Addressing the components of this myth:
- There are no “one size fits all” solutions, especially for complex organizations such as government enterprises. These enterprises consist of dozens of agencies and hundreds of individual business models, most with different business requirements, processes, funding methods, and statutory requirements. If a single solution can meet 70-80% of the enterprise business needs, that’s fantastic.
- Legacy systems are legacy for a reason – they’re much less expensive to operate and maintain than any replacement system. Otherwise, it would have been replaced long ago. The new systems, by design, are more expensive to operate and maintain because they offer more functionality and flexibility and are more challenging to support.
- When implementing a new, more complex and flexible enterprise system, many process changes will be required. This usually results in a reduction inefficiency and productivity, at least initially. It takes time for staff to get used to the process changes and to optimize the processes and system. There should be many improvements, though, because the new system will enable processes and outcomes that were not possible with the legacy systems.
There are no “one size fits all” solutions, especially for complex organizations such as government enterprises.
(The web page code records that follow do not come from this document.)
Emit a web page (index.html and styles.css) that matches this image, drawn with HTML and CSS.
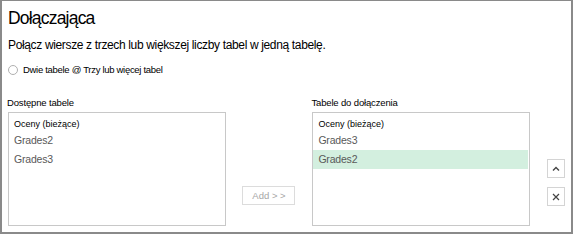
FILE: index.html
```html
<!DOCTYPE html>
<html lang="pl">
<head>
    <title>Dołączająca</title>
    <meta charset="UTF-8">
    <link rel="stylesheet" href="styles.css">
</head>
<body>
    <div class="frame">
        <h1 class="title">Dołączająca</h1>
        <p class="subtitle">Połącz wiersze z trzech lub większej liczby tabel w jedną tabelę.</p>
        <div class="radio-row">
            <span class="radio"></span>
            <span>Dwie tabele @ Trzy lub więcej tabel</span>
        </div>

        <div class="tables">
            <div class="col">
                <div class="label">Dostępne tabele</div>
                <div class="list">
                    <div class="item current">Oceny (bieżące)</div>
                    <div class="item">Grades2</div>
                    <div class="item">Grades3</div>
                </div>
            </div>
            <div class="middle">
                <div class="btn-add">Add &gt; &gt;</div>
            </div>
            <div class="col">
                <div class="label">Tabele do dołączenia</div>
                <div class="list">
                    <div class="item current">Oceny (bieżące)</div>
                    <div class="item">Grades3</div>
                    <div class="item selected">Grades2</div>
                </div>
            </div>
            <div class="side">
                <div class="btn-icon">
                    <svg width="10" height="10" viewBox="0 0 10 10"><path d="M2 6.5 L5 3.5 L8 6.5" fill="none" stroke="#444" stroke-width="1.4"/></svg>
                </div>
                <div class="btn-icon">
                    <svg width="10" height="10" viewBox="0 0 10 10"><path d="M2 2 L8 8 M8 2 L2 8" fill="none" stroke="#444" stroke-width="1.2"/></svg>
                </div>
            </div>
        </div>
    </div>
</body>
</html>
```

FILE: styles.css
```css
body {
    margin: 0;
    background: white;
    font-family: "Liberation Sans", Arial, sans-serif;
    color: #000;
}

.frame {
    box-sizing: border-box;
    width: 573px;
    height: 234px;
    border: 2px solid #8a8a8a;
    border-top-width: 1px;
    padding: 0 6px;
}

.title {
    margin: 4px 0 0 0;
    font-size: 17.5px;
    font-weight: normal;
    letter-spacing: -0.8px;
    line-height: 27px;
}

.subtitle {
    margin: 5px 0 0 0;
    font-size: 12px;
    letter-spacing: -0.35px;
    line-height: 16px;
}

.radio-row {
    display: flex;
    align-items: center;
    gap: 5px;
    margin-top: 10px;
    font-size: 9.5px;
    letter-spacing: -0.3px;
    line-height: 14px;
}

.radio {
    width: 8px;
    height: 8px;
    border: 1px solid #b0b0b0;
    border-radius: 50%;
}

.tables {
    display: flex;
    margin-top: 19px;
}

.col {
    width: 218px;
}

.label {
    font-size: 9.5px;
    letter-spacing: -0.15px;
    line-height: 14px;
    margin-bottom: 2px;
    margin-left: -1px;
}

.list {
    box-sizing: border-box;
    height: 114px;
    border: 1px solid #c8c8c8;
    padding: 4px 0 0 0;
}

.item {
    height: 19px;
    line-height: 19px;
    padding-left: 5px;
    font-size: 10.5px;
    letter-spacing: -0.2px;
    color: #595959;
}

.item.current {
    height: 14px;
    line-height: 14px;
    font-size: 9px;
    letter-spacing: 0;
    color: #000;
}

.item.selected {
    background: #d3efdf;
    margin-right: 1px;
}

.middle {
    width: 87px;
    display: flex;
    justify-content: center;
    align-items: flex-end;
    padding-bottom: 21px;
}

.btn-add {
    box-sizing: border-box;
    width: 53px;
    height: 19px;
    border: 1px solid #dcdcdc;
    font-size: 9.5px;
    line-height: 17px;
    text-align: center;
    color: #a6a6a6;
}

.side {
    display: flex;
    flex-direction: column;
    gap: 9px;
    margin-left: 17px;
    padding-top: 63px;
}

.btn-icon {
    box-sizing: border-box;
    width: 18px;
    height: 19px;
    border: 1px solid #d4d4d4;
    display: flex;
    align-items: center;
    justify-content: center;
}
```
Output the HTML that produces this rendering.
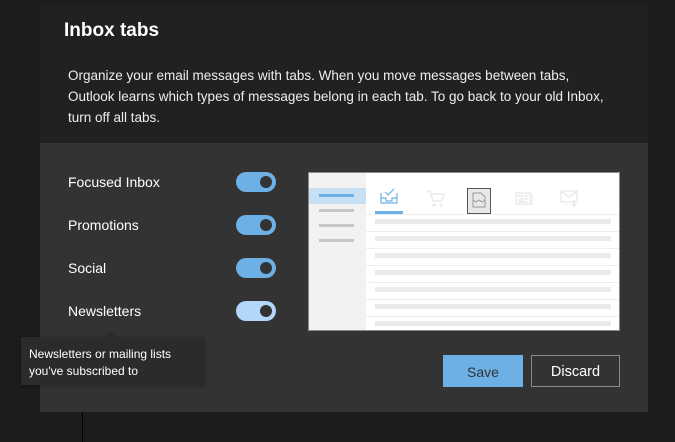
<!DOCTYPE html>
<html><head><meta charset="utf-8"><style>
*{margin:0;padding:0;box-sizing:border-box}
body{width:675px;height:442px;background:#1c1c1c;font-family:"Segoe UI","Liberation Sans",sans-serif;overflow:hidden;position:relative;color:#fff}
.a{position:absolute}
.top{left:40px;top:5px;width:608px;height:138px;background:#212121}
.bot{left:40px;top:143px;width:608px;height:269px;background:#333}
h1{position:absolute;left:64px;top:20px;font-size:19px;font-weight:bold;color:#fff}
.p{left:68px;top:65px;font-size:13.5px;line-height:21px;color:#eee;white-space:nowrap}
.lbl{left:68px;top:0;font-size:14px;color:#fff}
.tg{left:236px;width:40px;height:20px;border-radius:10px;background:#6cb0e6}
.tg::after{content:"";position:absolute;right:4px;top:4px;width:12px;height:12px;border-radius:50%;background:#333}
.gl{height:4px;background:#c8c6c4;left:319px;width:35px}
.ml{height:5px;background:#ebebeb;left:375px;width:236px}
.sep{height:1px;background:#eee;left:366px;width:253px}
</style></head><body>
<div class="a" style="left:82px;top:412px;width:1px;height:30px;background:#000"></div>
<div class="a top"></div>
<div class="a bot"></div>
<h1>Inbox tabs</h1>
<div class="a p">Organize your email messages with tabs. When you move messages between tabs,<br>Outlook learns which types of messages belong in each tab. To go back to your old Inbox,<br>turn off all tabs.</div>

<div class="a lbl" style="top:174px">Focused Inbox</div>
<div class="a lbl" style="top:217px">Promotions</div>
<div class="a lbl" style="top:260px">Social</div>
<div class="a lbl" style="top:303px">Newsletters</div>
<div class="a tg" style="top:172px"></div>
<div class="a tg" style="top:215px"></div>
<div class="a tg" style="top:258px"></div>
<div class="a tg" style="top:301px;background:#b3d6fb"></div>

<div class="a" style="left:308px;top:172px;width:312px;height:159px;background:#fff;border:1px solid #8a8a8a"></div>
<div class="a" style="left:309px;top:173px;width:57px;height:157px;background:#f3f2f1"></div>
<div class="a" style="left:309px;top:188px;width:57px;height:16px;background:#c7e0f4"></div>
<div class="a gl" style="top:194px;background:#6cb0e6;height:3px"></div>
<div class="a gl" style="top:209px;height:3px"></div>
<div class="a gl" style="top:224px;height:3px"></div>
<div class="a gl" style="top:239px;height:3px"></div>

<svg class="a" style="left:375px;top:186px" width="260" height="30" viewBox="0 0 260 30">
<g fill="none" stroke="#6cb0e6" stroke-width="1.2"><path d="M6 7v10h16V7M6 12h5v3h6v-3h5M10 6l3 3 6-6"/></g>
<g fill="none" stroke="#e6e6e6" stroke-width="1.2"><path d="M52 5h3l3 10h9l2-7H56M59 18a1 1 0 1 0 .1 0M66 18a1 1 0 1 0 .1 0"/></g>
<rect x="92.5" y="2.5" width="23" height="25" fill="#e8e8e8" stroke="#555"/>
<g fill="none" stroke="#999" stroke-width="1"><path d="M98 7h8l4 4v10H98zM98 14l3 2 3-2 3 2 3-2"/></g>
<g fill="none" stroke="#e6e6e6" stroke-width="1.2"><path d="M141 7h14v11h-14zM143 10h4v4h-4M149 10h4M149 13h4M143 16h10M155 9h2v9h-2"/></g>
<g fill="none" stroke="#e6e6e6" stroke-width="1.2"><path d="M186 5h16v11h-16zM186 5l8 6 8-6M199 14v6M197 18l2 2 2-2"/></g>
<rect x="0" y="25" width="28" height="3" fill="#6cb0e6"/>
</svg>
<div class="a sep" style="top:214px"></div>
<div class="a ml" style="top:219px"></div>
<div class="a sep" style="top:231px"></div>
<div class="a ml" style="top:236px"></div>
<div class="a sep" style="top:248px"></div>
<div class="a ml" style="top:253px"></div>
<div class="a sep" style="top:265px"></div>
<div class="a ml" style="top:270px"></div>
<div class="a sep" style="top:282px"></div>
<div class="a ml" style="top:287px"></div>
<div class="a sep" style="top:299px"></div>
<div class="a ml" style="top:304px"></div>
<div class="a sep" style="top:316px"></div>
<div class="a ml" style="top:321px"></div>

<div class="a" style="left:21px;top:337px;width:184px;height:48px;background:#2b2b2b;box-shadow:0 1px 3px rgba(0,0,0,.3)"></div>
<div class="a" style="left:104px;top:331px;width:0;height:0;border-left:7px solid transparent;border-right:7px solid transparent;border-bottom:6px solid #2b2b2b"></div>
<div class="a" style="left:29px;top:346px;font-size:12px;line-height:17px;color:#fff">Newsletters or mailing lists<br>you've subscribed to</div>

<div class="a" style="left:443px;top:355px;width:80px;height:32px;background:#6cb0e6;color:#333;font-size:14px;text-align:center;line-height:34px">Save</div>
<div class="a" style="left:531px;top:355px;width:89px;height:32px;border:1px solid #8a8a8a;color:#fff;font-size:14.5px;text-align:center;line-height:33px">Discard</div>
</body></html>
An enterprise system consolidation project is a strategic decision short and mid-term, and a financial decision long-term. For example, an organization may need to move to an ERP just to continue to operate. Other drivers for enterprise system consolidation projects include system modernization, increased functionality, and improvements in flexibility, transparency, security, reliability, analytics and reporting. Establishing standards and improving collaboration are also drivers. Lastly, the enterprise system consolidation project may be required to lay the foundation for future strategic opportunities. For these projects to be successful, though, it’s critical to reserve adequate time for planning and enterprise analysis; plan for an 80% solution; include a hybrid solution approach; understand and communicate all the costs; include all the right people; and implement rigorous and effective project and operational governance functions to ensure expectations are set, managed and met.
A consolidated enterprise system does make sense for many situations including when an organization has a common strategy and business model across entities or when the same system is being used for the same purpose by multiple entities. For the latter case, consolidation could reduce license and support costs. However, most government organizations are not structured that straightforwardly.
Many of the most successful and progressive complex, distributed organizations, both public and private sector, are embracing strategies, technologies and business process changes that are moving away from centralization of technology services and the “one size fits all” solutions. These strategies could include an agile, adaptable enterprise architecture; hybrid cloud; hybrid enterprise systems; service oriented architecture; modular systems; low-code development structures; system interface and integration architecture; use of artificial intelligence and machine learning; comprehensive data management and governance structures; big data exploitation; and aggressive utilization of the Pareto Principle (80/20 rule).
Some critical components of these agile architectures include standardization of technologies, data and processes; a comprehensive and adaptable system interface and integration strategy; user and customer experience strategies; incorporation of security into all aspects of system design and development; and rigorous governance processes for projects, operational processes, and data. I do apologize for the overuse of buzz words and, at times, statements of the obvious. But, these strategies and components all need to be considered to cost-effectively sustain operations, stay current with technology, and continue to move forward
I know there are situations that will contradict my position. To the people that participated in those situations I say “Congratulations and well done! We can all learn from your success!” However, look at the numbers. Of the thousands of implementations, what percentage have actually done this? How many implementations failed completely? How many failed to meet their criteria for success? How many actually had criteria for success defined? I don’t have the data because a comprehensive data set does not exist. No government entity will want to admit they misrepresented, failed, or are spending more than expected. That’s political suicide. So, the message going forward is to be realistic and transparent and actively manage expectations. Government executives, legislators and constituents need to understand that what you’re doing is not only in the best interest of your enterprise but, more importantly, in their best interest strategically, operationally and financially. If you can’t demonstrate that, I recommend taking a different approach.